* **Task**
How many lines of the records below contain the word "this"? Answer with the number alone.

* **Source records**
┏━━

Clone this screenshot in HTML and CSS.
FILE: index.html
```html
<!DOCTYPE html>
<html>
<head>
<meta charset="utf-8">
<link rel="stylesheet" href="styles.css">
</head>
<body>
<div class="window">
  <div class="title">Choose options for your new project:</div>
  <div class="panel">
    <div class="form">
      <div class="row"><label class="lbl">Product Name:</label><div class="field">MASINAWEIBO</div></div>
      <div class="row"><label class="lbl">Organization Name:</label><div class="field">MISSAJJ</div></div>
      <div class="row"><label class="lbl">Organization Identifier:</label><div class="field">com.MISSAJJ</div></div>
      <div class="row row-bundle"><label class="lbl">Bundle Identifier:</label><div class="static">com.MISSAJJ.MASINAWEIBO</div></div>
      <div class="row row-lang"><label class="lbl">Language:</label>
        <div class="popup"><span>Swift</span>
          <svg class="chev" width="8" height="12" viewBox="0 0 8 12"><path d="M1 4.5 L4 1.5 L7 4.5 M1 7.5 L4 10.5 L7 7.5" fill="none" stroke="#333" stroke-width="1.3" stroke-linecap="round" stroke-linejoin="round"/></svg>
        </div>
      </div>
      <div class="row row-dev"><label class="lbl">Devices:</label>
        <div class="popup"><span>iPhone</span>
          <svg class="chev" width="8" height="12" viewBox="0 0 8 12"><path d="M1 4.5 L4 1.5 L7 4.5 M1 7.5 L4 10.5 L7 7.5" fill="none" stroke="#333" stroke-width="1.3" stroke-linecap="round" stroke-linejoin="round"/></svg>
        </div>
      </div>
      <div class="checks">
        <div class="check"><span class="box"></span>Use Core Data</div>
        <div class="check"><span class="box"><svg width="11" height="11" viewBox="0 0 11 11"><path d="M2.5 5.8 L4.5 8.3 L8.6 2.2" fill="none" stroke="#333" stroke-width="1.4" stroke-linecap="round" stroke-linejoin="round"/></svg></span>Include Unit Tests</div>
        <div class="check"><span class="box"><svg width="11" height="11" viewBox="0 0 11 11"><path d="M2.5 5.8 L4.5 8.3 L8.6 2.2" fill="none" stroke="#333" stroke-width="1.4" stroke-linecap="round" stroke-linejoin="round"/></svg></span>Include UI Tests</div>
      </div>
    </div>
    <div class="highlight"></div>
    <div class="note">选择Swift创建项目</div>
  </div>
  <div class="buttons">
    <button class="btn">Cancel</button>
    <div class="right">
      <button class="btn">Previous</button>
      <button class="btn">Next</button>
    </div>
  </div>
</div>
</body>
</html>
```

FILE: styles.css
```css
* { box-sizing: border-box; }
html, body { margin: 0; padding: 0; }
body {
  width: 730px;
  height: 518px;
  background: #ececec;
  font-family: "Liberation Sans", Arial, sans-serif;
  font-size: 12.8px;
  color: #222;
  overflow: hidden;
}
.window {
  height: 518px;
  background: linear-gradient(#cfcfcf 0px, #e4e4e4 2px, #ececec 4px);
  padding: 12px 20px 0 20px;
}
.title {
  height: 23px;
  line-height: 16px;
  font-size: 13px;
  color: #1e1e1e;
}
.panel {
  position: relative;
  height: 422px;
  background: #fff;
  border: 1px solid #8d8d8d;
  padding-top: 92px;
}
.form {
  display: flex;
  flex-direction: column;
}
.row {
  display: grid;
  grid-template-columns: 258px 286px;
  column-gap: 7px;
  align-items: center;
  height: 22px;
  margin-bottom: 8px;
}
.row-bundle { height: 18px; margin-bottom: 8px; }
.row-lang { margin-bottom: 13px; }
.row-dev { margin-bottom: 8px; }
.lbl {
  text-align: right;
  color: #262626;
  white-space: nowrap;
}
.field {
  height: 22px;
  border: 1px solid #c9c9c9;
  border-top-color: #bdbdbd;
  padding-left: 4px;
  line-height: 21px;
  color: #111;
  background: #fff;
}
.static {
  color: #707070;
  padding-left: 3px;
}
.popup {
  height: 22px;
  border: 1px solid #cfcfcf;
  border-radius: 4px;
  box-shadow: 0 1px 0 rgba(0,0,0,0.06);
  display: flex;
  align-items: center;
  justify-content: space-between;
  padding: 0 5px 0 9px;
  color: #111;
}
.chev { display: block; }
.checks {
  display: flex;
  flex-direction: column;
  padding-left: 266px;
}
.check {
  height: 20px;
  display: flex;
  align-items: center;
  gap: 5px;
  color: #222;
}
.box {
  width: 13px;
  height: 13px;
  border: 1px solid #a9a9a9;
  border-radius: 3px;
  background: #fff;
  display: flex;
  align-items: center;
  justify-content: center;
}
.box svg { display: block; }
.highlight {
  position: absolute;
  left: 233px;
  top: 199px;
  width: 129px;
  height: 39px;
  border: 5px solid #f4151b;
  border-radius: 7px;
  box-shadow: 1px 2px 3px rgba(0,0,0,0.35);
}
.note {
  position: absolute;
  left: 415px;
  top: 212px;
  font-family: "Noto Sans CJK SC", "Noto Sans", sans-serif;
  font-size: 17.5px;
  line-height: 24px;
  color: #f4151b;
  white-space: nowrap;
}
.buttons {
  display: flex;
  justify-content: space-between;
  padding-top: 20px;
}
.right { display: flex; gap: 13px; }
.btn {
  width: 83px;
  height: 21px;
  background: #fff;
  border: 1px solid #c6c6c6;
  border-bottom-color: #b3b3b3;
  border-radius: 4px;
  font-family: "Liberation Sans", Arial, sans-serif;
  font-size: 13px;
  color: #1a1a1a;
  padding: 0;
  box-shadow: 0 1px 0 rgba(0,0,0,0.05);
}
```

┗━━
┏━━

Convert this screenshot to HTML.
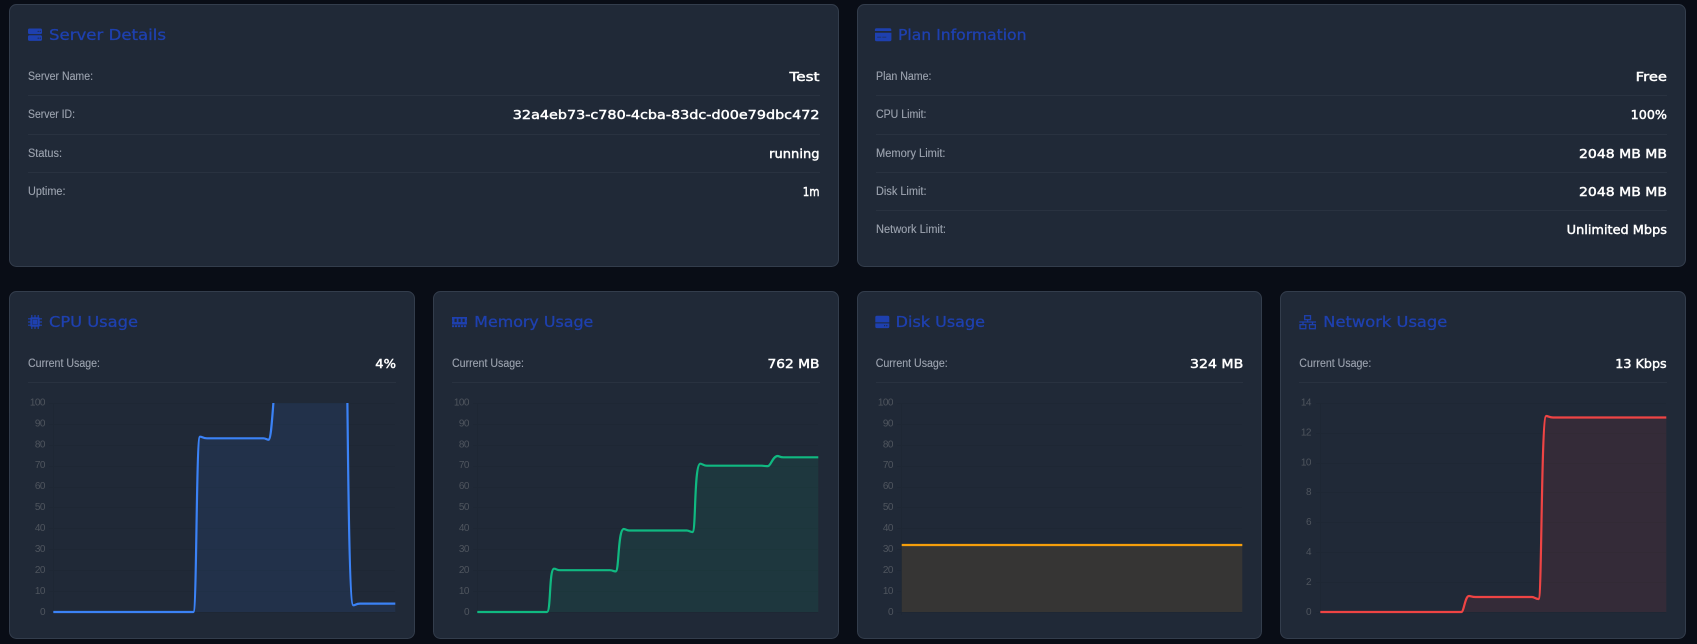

┗━━

* **Full answer**
2